* [TASK INSTRUCTIONS]:
Copy every line with the string "index" in it.
══════
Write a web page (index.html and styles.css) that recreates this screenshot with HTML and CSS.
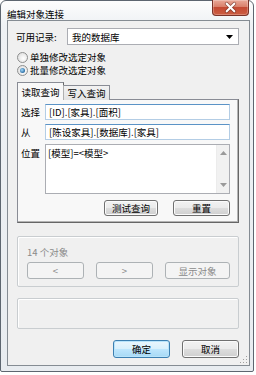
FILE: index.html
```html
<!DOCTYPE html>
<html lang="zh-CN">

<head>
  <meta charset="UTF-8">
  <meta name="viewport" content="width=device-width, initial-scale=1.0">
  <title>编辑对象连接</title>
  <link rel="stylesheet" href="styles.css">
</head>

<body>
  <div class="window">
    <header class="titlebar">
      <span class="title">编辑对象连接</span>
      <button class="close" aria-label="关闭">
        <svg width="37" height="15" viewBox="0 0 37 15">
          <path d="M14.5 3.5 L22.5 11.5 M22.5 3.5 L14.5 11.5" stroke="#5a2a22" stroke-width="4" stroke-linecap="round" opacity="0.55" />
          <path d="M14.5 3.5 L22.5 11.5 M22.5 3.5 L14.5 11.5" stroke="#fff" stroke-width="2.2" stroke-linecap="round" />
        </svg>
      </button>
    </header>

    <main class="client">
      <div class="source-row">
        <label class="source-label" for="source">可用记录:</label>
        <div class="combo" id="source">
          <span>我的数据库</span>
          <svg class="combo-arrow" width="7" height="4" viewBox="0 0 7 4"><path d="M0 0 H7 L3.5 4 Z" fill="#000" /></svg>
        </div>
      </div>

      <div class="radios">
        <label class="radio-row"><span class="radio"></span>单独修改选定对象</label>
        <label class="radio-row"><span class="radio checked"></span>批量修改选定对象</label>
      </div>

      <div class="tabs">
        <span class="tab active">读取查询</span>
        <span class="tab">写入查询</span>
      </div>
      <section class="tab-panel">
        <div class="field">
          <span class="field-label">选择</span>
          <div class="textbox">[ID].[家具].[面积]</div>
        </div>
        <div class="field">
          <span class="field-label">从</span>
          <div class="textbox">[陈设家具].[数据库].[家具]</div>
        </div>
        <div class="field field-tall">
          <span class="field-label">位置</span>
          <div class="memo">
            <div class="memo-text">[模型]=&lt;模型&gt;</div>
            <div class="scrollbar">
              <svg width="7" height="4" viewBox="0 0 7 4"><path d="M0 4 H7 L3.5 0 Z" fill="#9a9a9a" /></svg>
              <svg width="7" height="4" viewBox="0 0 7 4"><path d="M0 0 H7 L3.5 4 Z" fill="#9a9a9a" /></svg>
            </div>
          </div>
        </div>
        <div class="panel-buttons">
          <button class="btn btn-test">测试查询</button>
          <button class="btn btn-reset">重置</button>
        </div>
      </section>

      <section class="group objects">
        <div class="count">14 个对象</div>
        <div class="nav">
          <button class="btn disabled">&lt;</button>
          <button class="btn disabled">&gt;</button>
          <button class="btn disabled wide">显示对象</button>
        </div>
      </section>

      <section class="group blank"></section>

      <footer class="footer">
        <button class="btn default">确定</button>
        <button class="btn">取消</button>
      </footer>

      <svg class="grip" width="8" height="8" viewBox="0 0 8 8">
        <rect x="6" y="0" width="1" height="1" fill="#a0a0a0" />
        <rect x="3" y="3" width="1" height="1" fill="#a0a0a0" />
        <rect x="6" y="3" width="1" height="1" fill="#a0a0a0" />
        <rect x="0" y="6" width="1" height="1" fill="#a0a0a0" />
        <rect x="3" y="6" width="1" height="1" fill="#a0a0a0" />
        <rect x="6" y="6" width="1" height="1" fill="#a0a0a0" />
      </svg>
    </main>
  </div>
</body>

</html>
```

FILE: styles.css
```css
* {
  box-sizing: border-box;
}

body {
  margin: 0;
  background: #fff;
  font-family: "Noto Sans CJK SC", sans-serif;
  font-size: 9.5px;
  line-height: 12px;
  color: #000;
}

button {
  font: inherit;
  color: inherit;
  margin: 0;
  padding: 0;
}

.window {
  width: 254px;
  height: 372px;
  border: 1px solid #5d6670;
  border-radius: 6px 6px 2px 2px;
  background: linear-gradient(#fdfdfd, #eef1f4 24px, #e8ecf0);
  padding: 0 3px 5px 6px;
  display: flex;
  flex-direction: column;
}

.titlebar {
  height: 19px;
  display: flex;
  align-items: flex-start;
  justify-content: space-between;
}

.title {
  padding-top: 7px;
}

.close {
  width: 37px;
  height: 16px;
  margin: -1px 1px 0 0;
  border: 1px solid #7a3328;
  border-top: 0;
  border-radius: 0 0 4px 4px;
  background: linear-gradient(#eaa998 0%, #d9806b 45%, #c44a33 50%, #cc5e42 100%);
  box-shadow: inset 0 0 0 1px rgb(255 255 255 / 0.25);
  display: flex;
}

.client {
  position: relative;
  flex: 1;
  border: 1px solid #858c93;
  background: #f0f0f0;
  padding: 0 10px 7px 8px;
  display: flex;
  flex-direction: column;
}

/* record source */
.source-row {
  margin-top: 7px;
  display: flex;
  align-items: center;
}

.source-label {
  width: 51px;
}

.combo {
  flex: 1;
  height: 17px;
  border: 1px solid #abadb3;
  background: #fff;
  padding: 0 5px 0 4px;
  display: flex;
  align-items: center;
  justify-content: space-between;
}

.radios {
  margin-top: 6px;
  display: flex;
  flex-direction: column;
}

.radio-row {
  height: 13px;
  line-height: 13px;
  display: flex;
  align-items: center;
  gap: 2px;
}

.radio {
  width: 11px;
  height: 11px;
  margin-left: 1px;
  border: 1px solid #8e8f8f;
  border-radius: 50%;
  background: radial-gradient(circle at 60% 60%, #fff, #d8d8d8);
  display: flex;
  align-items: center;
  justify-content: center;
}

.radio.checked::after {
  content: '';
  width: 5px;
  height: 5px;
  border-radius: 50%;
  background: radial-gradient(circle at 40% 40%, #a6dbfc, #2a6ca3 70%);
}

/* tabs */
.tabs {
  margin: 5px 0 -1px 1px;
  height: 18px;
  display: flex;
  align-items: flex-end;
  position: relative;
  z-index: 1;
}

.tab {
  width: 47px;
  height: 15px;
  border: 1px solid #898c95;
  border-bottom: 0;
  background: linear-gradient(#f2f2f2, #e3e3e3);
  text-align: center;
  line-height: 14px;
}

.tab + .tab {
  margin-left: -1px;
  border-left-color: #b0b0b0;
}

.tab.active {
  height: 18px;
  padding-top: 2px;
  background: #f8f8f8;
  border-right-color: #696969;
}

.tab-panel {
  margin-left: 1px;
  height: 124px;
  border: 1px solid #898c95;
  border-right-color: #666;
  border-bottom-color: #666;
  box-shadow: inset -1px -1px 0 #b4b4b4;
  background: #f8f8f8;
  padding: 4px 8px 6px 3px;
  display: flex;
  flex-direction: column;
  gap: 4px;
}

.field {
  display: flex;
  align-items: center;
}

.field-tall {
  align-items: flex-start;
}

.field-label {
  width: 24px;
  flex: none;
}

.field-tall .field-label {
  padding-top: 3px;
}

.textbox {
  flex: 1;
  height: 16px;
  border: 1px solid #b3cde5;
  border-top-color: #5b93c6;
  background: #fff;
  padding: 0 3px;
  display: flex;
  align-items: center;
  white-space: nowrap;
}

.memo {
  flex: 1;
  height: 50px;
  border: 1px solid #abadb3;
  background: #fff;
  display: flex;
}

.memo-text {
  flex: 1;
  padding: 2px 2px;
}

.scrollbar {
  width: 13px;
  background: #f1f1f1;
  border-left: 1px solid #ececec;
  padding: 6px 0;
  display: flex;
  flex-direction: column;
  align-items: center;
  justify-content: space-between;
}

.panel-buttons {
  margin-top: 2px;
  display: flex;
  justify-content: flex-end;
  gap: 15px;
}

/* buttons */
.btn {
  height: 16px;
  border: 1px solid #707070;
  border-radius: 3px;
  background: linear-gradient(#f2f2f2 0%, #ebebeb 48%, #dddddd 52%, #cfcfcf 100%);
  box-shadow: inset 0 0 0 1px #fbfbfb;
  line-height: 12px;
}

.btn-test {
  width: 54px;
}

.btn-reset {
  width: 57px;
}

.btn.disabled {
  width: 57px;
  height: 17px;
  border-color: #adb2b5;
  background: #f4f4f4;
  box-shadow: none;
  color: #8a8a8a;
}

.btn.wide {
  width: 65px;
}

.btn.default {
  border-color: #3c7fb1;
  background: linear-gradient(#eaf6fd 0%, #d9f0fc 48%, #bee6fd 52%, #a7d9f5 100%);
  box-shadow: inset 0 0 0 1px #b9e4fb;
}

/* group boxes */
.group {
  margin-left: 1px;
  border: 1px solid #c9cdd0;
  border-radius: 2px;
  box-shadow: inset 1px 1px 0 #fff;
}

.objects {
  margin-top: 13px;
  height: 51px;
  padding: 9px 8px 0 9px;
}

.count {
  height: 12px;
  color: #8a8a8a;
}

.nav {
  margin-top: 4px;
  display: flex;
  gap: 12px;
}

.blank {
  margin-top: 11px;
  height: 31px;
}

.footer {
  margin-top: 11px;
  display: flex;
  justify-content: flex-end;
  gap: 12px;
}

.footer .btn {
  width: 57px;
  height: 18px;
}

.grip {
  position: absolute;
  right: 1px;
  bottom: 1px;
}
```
══════
* [RESULT]:
Write a web page (index.html and styles.css) that recreates this screenshot with HTML and CSS.
FILE: index.html
  z-index: 1;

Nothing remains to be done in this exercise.